Далее уже, шло как по писанному — из Бийска, «дикий», — загаженный до нельзя, видно, никогда даже не подметаемый, и, — точно, — не моющийся никогда, не проветриваемый сроду, тем более не проверяемый никем — набитый злосчастными пассажирами как ржавой селёдкою поезд до Барнаула. Далее другой, чище чуть, приличнее чуть — почтовый, — до Новосибирска… Ну, а оттуда уже, уже по Транссибу, до первопрестольной — настоящий, с тогдашним комфортом скорый… С мытыми вагонами. С чистыми коридорами. Сверкающими витринами зеркальных окон и блестящими их поручнями окон. Солнечно посверкивающими ручками дверец туалетов… Любезничающими фирменно, фирменно нарядными проводницами. И звенящими на начищенных подносах начищенными подстаканниками с отмытыми до хрустального блеска стаканами с кипящим чаем, Вносимым в чистые купе как по мановению фокусника…. Чаем всегда почти ароматическим. Упоительно приятным, светлой памяти, Кяхтинским чаем–настоем… С сушечками и печеньицами… Мечта!
…Четверо суток усыпляющего глухого колёсного мелодического перестука–грохота поезда о путь. Деловой ночной перещёлк стрелок в стремительном подходе к станциям. Мяукающие утиные клики стрелочников при столь же стремительном отходе. И экспресс — под торжествующий Государственный гимн — медленно причаливает к перрону Ярославского вокзала…
Вскоре мы были у папы и бабушки, дома.
Первый день в Москве ушел у меня на поиски моего бывшего зам. министра Сергея Сергеевича Подчайнова (теперь он ведал Цветной металлургией в Госплане СССР). Еще день — на дельное, — в духе бывшего солидного ведомства, — решение с ним и с бывшим начальником управления кадров Минцветмета Петром Ивановичем Потетюриным моего вопроса… Всё сделано.
Проблемы Лилии решали профессор Ветошкин с блистательной дочерью…
…Тут я вспомнил про свое злое письмо в Госстрой об отсутствии строительных нормативов на работы в высокогорье… Из Госстроя меня переправили в Академию строительства и архитектуры СССР (АСиА), располагавшуюся тогда в доме № 24 по Пушкинской улице. После революции в этом особняке был один из штабов анархистов, и они в мощных стенах своих, — выставив в окна–амбразуры подвалов по гаубице, а над ними, в бельэтаже, по паре пулемётов, — довольно долго держали осаду отряда матросни ЧК… Много позднее, в мое уже время, я был свидетелем еще более длительной осады этого центра Архстройанархизма отрядами, якобы… Здравого Смысла. Дело кончилось мировой, в результате которой родился ГОСГРАЖДАНСТРОЙ… Во главу которого поставлен будет упоминаемый ниже Геннадий Нилыч Фомин, приятель мой…

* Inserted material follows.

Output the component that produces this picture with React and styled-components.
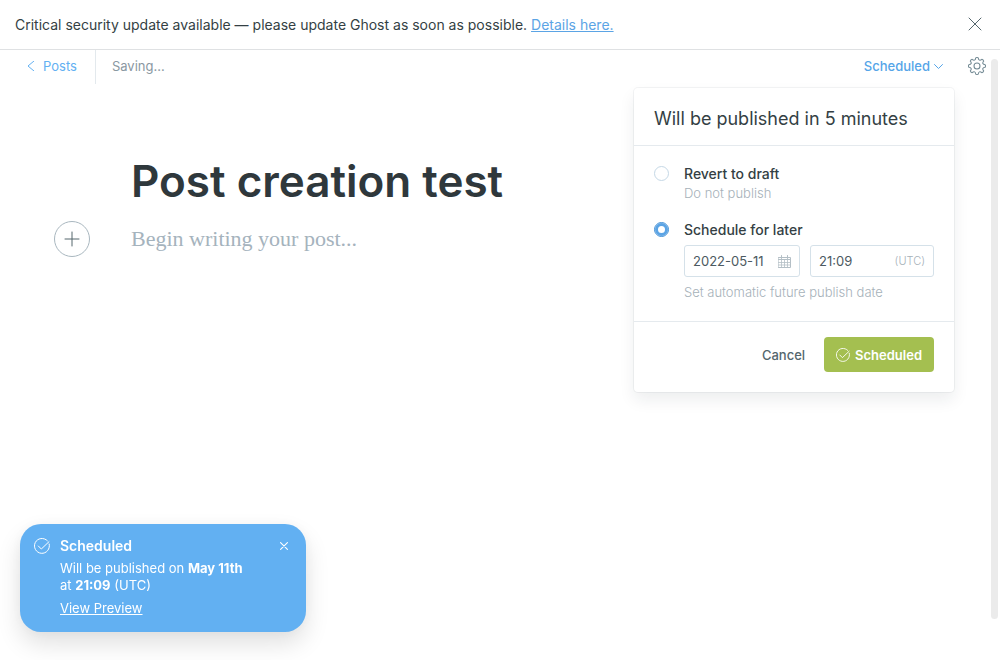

…Все пути поисков моих шли к президенту Академии Бехтину, который, — как выяснилось из телефонных консультаций с домом, — работал у папы в 20–х годах. Принял меня Бехтин любезно. Недолгий разговор закончился неожиданным приглашением: «Если тебе без этих нормативов нельзя жить — поступай к нам в аспирантуру. Защищайся. И валяй, — пиши себе нормативы!» Не имея никакого представления об аспирантуре вообще и о строительной «науке» в частности, но располагая несколькими днями времени внутри хлопот Лилии, я решил кое–что разузнать: желание учиться сидело во мне неистребимо. Оно было естественной реакцией на многолетний учебный голод. В Отделе подготовки научных кадров меня тепло приняла его начальница Фаина Николаевна Чистякова. Как я тут же в секретарской узнал, сама в своё время оттянувшая сталинский червонец!